### PROBLEM TO SOLVE
From the entries that follow, gather each line holding the word "with".

[Interface markup and scripts]
•••

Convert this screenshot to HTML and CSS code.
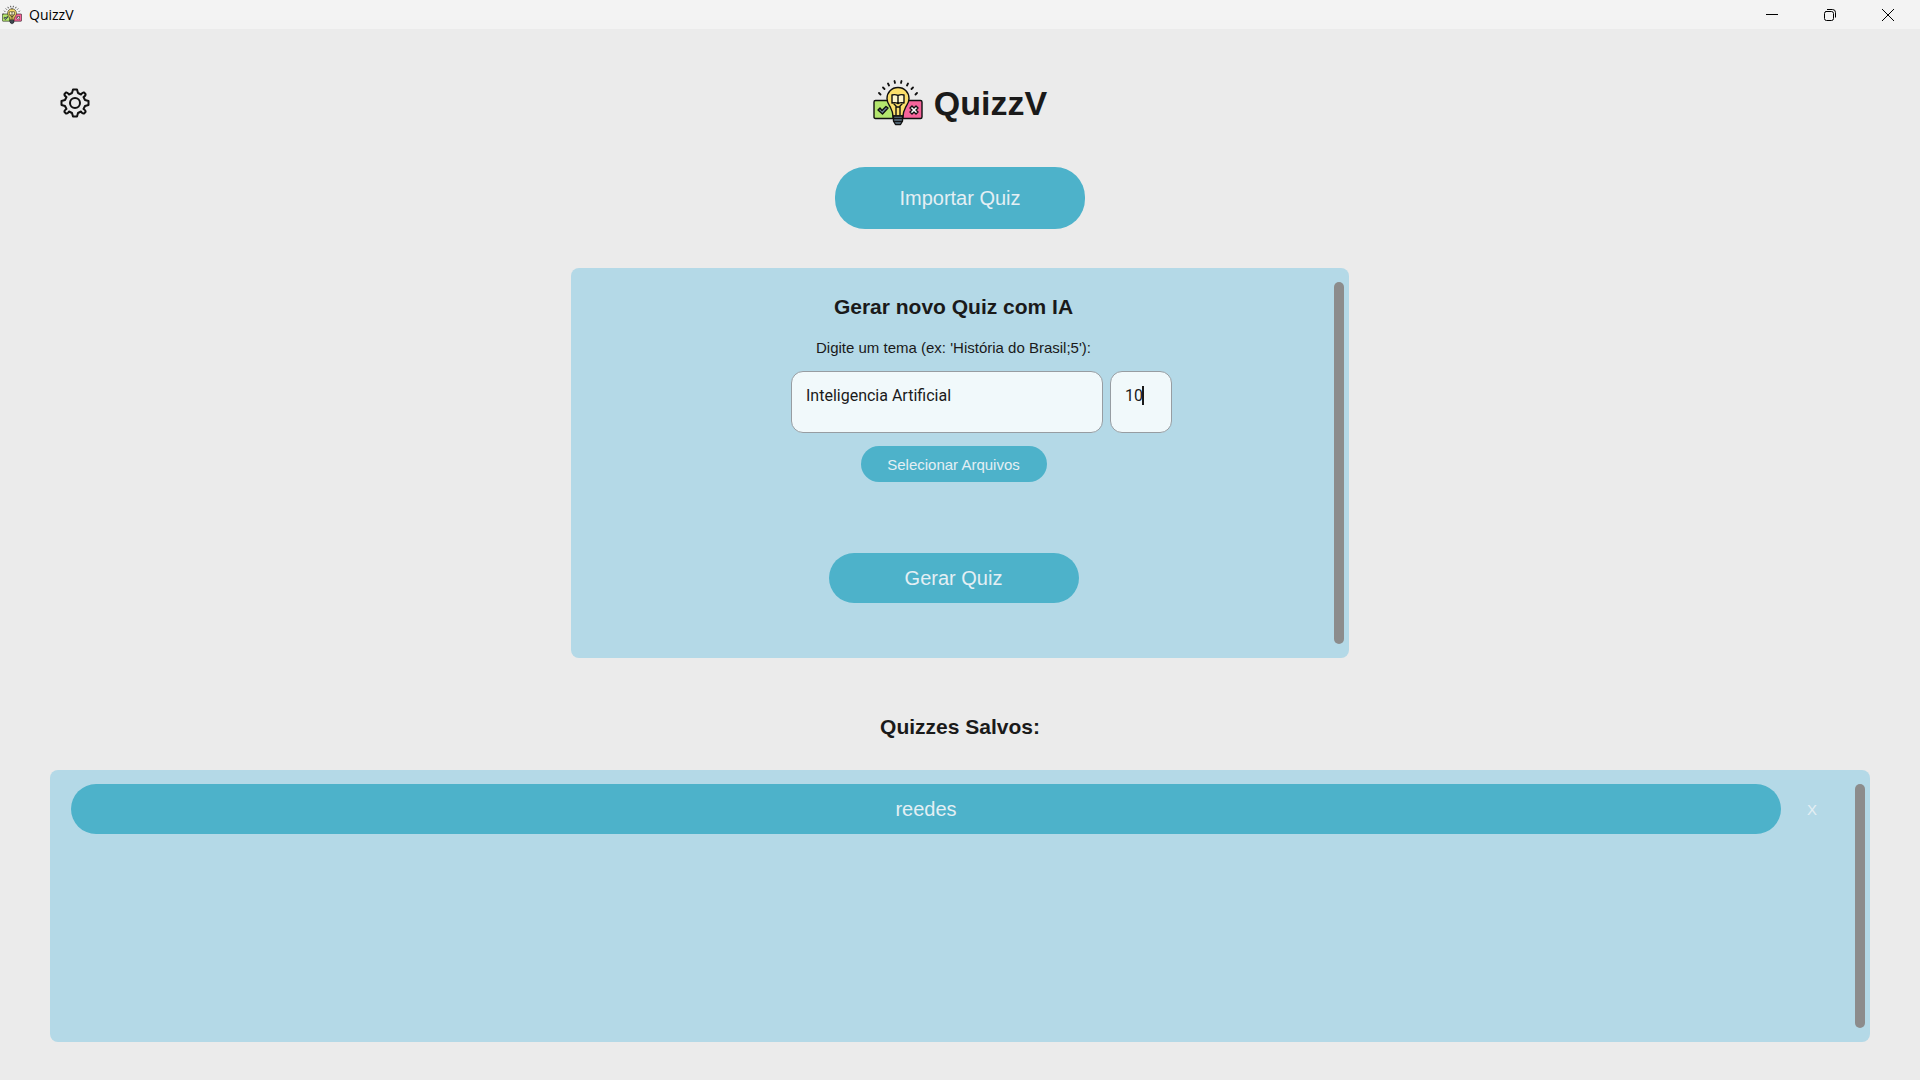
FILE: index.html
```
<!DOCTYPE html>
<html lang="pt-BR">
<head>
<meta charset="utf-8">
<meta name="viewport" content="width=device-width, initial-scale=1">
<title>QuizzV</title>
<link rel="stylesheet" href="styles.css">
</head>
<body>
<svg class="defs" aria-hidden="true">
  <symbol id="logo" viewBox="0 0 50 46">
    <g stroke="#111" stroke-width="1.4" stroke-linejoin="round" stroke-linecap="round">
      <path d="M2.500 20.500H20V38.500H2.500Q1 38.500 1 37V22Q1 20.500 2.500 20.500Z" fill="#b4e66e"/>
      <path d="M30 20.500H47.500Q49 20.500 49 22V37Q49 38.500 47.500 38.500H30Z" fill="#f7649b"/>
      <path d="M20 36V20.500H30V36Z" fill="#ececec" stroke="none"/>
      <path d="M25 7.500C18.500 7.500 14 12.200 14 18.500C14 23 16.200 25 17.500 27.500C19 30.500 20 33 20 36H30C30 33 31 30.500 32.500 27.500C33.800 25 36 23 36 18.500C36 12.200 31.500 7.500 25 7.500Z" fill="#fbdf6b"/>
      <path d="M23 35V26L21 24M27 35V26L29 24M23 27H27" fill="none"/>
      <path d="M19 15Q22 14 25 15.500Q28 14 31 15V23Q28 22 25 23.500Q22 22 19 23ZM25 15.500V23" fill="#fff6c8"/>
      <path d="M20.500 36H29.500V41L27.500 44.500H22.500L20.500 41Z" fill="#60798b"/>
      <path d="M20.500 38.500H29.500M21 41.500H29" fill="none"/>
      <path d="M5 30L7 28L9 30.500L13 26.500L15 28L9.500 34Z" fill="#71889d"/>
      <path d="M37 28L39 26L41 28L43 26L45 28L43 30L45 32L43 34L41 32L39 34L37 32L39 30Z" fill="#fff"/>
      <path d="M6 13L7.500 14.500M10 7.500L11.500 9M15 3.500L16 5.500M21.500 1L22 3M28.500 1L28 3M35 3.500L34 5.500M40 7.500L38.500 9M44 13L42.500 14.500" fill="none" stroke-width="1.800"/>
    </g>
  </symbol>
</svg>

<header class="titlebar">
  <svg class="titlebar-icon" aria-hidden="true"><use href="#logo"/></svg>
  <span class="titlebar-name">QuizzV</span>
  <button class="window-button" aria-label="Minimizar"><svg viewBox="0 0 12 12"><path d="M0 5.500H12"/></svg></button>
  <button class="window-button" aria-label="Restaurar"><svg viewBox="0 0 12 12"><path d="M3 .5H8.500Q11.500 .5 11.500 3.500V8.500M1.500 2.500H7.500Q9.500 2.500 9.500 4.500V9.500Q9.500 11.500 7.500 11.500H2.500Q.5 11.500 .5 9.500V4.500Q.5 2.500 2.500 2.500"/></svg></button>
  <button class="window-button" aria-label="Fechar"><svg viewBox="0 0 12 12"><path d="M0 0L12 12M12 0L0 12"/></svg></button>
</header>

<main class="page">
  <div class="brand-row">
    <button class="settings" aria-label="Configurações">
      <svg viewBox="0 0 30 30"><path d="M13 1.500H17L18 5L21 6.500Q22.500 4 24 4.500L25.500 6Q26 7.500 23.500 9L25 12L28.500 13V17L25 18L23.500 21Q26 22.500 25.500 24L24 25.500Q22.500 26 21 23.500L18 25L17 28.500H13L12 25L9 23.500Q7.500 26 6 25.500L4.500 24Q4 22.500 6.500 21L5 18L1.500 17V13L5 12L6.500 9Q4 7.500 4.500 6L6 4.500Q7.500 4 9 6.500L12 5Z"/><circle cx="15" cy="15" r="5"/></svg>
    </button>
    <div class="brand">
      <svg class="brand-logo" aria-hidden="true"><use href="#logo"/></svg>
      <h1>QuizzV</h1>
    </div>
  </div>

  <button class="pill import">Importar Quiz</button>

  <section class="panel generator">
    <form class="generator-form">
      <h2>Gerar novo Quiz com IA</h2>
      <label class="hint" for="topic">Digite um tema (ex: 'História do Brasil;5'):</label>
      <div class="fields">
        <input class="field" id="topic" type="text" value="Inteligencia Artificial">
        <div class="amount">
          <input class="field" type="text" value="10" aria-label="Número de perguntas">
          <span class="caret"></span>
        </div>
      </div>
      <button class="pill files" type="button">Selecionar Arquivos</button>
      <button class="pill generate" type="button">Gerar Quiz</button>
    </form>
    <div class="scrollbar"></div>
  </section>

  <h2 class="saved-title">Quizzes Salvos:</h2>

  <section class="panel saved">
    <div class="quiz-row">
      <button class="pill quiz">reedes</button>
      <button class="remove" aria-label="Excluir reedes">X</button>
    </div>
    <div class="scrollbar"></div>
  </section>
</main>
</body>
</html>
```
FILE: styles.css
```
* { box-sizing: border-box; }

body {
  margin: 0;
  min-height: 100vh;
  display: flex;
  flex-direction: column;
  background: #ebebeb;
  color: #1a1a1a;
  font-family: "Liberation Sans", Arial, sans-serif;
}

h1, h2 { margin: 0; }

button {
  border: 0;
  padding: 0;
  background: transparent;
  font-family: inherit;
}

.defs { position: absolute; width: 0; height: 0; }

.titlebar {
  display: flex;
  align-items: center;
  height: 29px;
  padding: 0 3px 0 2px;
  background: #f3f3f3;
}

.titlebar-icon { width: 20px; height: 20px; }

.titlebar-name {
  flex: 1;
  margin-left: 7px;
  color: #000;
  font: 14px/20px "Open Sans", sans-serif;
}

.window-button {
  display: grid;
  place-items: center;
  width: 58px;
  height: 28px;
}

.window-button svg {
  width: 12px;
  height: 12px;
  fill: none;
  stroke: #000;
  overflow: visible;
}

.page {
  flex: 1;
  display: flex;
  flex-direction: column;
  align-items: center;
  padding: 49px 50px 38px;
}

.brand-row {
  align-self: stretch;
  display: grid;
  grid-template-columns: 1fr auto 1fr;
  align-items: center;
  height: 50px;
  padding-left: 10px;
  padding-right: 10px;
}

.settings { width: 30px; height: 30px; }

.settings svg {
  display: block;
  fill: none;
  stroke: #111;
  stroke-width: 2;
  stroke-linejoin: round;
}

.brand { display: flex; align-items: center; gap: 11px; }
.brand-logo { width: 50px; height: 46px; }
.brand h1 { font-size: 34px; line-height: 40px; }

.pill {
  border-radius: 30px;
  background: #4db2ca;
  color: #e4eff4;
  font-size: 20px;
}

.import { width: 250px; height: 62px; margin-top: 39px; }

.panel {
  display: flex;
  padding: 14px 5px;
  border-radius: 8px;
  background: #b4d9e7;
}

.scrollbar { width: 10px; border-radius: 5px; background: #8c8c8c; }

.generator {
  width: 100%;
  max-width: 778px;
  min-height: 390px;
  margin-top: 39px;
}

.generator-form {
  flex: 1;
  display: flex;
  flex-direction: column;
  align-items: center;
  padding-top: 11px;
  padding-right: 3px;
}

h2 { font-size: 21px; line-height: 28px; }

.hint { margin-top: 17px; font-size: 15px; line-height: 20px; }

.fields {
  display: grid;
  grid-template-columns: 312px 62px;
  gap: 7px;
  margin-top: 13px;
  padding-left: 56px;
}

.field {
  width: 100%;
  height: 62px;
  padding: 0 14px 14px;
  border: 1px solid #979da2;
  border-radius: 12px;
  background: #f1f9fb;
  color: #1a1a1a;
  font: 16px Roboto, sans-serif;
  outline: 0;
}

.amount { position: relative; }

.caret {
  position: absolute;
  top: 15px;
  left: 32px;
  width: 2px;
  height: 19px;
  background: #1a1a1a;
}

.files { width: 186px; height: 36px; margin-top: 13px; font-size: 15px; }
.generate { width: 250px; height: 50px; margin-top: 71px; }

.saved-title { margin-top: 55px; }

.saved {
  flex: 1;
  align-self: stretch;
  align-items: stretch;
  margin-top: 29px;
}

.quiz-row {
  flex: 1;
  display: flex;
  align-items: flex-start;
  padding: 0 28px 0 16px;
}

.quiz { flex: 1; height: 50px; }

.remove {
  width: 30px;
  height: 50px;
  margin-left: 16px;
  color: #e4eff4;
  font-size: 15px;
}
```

•••

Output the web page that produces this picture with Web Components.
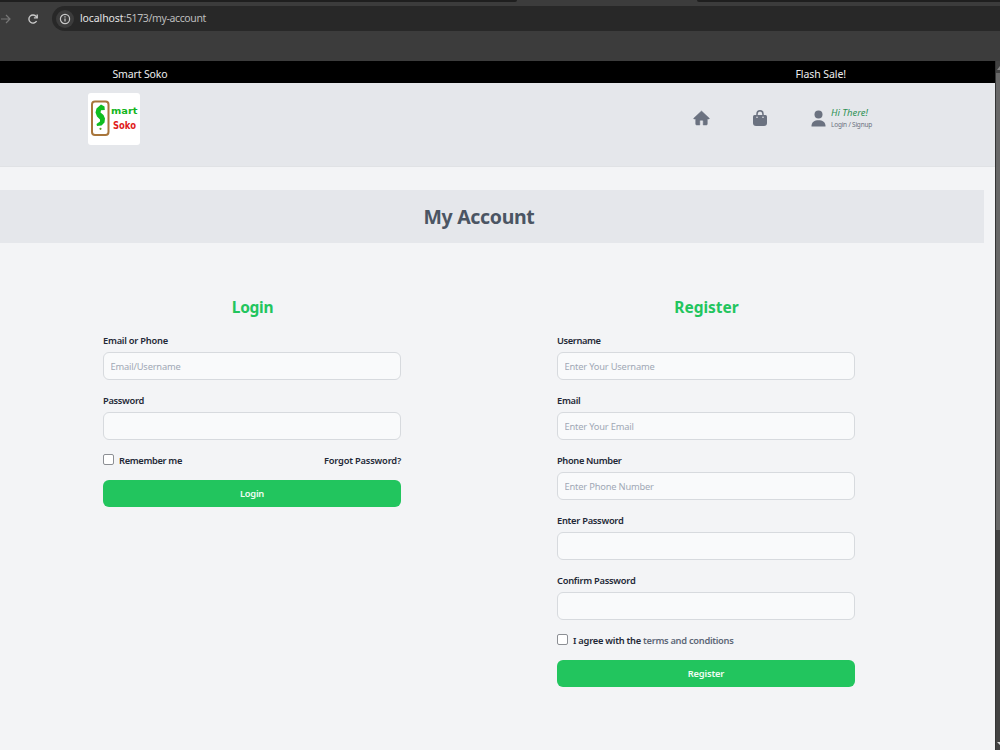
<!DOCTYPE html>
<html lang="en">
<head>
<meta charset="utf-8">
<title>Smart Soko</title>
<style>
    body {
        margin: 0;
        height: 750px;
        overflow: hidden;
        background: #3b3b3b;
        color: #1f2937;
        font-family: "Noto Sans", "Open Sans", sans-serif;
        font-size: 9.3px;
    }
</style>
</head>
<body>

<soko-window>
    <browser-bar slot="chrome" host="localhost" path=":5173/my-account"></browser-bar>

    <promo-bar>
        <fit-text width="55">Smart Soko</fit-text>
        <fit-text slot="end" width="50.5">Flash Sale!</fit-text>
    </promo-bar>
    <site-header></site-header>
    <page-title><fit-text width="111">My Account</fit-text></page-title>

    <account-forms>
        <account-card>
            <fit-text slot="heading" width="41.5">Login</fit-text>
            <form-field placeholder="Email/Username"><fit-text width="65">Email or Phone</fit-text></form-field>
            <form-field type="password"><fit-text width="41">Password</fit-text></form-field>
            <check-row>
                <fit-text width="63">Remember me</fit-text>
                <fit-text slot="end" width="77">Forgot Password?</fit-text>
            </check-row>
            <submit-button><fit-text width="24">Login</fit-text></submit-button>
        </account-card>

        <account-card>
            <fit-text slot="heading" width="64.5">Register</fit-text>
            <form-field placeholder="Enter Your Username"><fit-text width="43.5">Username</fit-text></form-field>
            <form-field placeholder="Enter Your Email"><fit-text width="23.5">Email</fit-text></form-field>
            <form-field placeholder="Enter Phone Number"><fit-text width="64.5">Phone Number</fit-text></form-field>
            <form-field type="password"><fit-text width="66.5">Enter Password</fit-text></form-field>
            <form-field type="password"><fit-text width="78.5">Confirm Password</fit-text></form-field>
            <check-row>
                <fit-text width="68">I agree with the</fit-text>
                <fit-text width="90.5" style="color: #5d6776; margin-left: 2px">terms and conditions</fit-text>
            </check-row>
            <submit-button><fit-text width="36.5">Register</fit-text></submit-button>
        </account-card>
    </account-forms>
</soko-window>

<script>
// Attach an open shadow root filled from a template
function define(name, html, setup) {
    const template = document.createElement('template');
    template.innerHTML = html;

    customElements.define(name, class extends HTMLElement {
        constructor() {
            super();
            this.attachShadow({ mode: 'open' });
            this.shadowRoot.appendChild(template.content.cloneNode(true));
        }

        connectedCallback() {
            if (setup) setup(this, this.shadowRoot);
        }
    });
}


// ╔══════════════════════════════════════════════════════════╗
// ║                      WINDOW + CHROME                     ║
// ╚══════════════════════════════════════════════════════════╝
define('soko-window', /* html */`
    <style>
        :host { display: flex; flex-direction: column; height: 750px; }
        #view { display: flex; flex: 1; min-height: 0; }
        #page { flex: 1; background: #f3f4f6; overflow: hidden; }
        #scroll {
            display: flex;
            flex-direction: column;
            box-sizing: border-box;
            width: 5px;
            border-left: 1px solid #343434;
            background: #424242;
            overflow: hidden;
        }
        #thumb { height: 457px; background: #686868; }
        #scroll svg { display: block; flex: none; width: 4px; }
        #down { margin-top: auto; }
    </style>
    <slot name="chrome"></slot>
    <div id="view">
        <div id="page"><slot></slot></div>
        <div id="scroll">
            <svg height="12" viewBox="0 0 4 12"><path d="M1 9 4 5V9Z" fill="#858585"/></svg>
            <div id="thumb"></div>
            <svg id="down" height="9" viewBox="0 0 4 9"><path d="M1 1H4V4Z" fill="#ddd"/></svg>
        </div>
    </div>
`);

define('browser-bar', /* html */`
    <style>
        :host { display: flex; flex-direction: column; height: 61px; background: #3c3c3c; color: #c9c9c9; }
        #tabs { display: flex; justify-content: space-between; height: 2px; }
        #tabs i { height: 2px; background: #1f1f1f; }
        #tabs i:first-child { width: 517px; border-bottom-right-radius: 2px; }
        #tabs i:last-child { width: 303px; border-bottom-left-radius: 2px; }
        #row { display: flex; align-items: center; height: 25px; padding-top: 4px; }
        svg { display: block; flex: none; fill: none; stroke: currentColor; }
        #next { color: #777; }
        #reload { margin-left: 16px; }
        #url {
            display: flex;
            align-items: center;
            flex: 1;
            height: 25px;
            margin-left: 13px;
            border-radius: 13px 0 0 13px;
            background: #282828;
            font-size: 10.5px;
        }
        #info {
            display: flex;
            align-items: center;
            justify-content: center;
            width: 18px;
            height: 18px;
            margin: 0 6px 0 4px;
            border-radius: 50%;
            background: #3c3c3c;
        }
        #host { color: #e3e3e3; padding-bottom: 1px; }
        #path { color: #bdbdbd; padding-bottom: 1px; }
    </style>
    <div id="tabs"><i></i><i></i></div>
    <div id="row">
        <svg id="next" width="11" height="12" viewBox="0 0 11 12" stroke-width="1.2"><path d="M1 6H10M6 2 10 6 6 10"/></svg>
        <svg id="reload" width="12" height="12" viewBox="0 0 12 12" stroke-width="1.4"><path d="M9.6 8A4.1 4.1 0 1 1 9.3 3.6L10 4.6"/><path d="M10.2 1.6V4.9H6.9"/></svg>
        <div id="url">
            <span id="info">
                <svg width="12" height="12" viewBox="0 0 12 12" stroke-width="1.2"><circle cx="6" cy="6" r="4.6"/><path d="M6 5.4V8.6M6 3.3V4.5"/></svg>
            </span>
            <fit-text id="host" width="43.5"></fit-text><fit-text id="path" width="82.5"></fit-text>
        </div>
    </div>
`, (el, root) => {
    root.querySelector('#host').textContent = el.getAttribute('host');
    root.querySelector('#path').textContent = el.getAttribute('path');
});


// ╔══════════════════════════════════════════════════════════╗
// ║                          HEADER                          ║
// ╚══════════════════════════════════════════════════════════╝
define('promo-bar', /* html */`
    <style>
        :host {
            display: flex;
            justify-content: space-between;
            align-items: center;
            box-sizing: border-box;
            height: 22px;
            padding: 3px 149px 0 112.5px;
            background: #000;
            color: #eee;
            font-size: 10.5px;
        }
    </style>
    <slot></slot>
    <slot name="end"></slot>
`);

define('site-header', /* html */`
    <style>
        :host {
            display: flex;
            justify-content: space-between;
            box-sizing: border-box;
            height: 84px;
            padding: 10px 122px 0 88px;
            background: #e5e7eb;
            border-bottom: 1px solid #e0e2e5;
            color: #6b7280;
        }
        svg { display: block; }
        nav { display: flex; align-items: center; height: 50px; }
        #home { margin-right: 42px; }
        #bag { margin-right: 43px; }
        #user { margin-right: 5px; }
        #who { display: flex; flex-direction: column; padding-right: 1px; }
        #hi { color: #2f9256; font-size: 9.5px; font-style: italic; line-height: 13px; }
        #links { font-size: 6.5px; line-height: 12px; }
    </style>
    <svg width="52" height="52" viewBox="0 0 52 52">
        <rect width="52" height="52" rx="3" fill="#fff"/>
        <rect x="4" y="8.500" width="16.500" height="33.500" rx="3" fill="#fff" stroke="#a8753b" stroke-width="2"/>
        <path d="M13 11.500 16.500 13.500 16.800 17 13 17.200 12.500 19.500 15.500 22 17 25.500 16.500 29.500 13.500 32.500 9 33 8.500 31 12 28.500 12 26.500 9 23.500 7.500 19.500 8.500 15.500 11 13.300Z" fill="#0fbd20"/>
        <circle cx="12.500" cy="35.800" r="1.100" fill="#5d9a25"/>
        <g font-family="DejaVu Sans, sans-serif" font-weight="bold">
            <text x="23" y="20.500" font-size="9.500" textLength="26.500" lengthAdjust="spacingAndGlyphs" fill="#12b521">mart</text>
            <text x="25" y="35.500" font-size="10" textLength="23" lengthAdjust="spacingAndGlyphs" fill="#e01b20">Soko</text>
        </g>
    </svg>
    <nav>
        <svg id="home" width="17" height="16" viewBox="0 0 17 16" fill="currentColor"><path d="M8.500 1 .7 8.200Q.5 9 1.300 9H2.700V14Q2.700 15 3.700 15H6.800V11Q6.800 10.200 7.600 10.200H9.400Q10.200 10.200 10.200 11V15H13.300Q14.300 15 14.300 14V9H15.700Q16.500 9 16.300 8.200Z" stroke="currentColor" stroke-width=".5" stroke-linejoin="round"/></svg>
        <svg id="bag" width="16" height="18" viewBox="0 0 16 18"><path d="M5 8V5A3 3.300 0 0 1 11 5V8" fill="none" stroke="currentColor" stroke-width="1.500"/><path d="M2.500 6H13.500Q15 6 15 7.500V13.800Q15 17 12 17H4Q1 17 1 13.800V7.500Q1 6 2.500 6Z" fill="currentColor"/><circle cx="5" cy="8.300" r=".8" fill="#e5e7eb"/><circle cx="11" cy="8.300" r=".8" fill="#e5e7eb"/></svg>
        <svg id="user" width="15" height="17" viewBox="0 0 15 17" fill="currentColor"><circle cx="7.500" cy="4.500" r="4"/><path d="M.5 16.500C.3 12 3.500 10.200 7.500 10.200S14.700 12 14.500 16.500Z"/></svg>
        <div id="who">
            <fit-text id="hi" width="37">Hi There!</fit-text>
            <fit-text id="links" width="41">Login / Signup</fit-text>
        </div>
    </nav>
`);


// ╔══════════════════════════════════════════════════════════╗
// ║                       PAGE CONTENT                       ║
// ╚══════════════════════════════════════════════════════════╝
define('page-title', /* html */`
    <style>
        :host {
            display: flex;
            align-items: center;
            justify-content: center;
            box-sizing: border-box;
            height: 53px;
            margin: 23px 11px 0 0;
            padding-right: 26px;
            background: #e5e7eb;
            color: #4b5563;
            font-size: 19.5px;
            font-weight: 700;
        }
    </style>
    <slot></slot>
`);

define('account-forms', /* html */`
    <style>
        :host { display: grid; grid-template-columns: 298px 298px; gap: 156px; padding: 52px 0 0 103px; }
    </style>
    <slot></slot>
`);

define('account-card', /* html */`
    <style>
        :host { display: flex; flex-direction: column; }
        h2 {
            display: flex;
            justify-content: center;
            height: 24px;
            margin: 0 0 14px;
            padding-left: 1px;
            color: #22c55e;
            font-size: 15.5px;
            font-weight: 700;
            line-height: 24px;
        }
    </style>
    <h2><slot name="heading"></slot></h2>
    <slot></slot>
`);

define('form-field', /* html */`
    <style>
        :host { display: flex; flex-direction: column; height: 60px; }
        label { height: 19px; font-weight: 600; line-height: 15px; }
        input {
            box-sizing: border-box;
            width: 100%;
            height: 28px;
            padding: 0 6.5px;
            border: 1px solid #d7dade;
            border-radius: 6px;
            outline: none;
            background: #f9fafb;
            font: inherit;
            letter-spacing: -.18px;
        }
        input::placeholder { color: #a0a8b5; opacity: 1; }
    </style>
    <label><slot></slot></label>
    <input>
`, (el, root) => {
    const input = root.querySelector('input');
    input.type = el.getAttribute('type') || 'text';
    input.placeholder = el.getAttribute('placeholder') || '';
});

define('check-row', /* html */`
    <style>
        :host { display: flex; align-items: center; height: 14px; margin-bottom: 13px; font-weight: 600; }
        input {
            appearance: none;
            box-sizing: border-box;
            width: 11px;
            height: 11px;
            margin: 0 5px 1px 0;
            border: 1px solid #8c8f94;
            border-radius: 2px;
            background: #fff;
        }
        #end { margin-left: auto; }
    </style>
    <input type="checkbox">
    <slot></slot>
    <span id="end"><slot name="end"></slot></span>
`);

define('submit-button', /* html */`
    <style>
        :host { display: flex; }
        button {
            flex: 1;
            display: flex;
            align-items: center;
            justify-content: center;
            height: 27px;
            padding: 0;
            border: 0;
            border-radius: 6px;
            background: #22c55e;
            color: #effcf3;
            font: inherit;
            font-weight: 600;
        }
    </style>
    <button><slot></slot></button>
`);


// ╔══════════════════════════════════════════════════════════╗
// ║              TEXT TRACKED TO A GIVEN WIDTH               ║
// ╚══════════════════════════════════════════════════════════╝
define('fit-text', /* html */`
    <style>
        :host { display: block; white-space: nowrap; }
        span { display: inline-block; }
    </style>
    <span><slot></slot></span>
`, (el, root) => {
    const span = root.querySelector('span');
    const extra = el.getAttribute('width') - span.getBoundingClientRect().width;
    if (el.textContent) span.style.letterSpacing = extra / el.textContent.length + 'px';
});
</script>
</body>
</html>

•••

### ANSWER TO THIS TASK
Output the web page that produces this picture with Web Components.
                <fit-text width="68">I agree with the</fit-text>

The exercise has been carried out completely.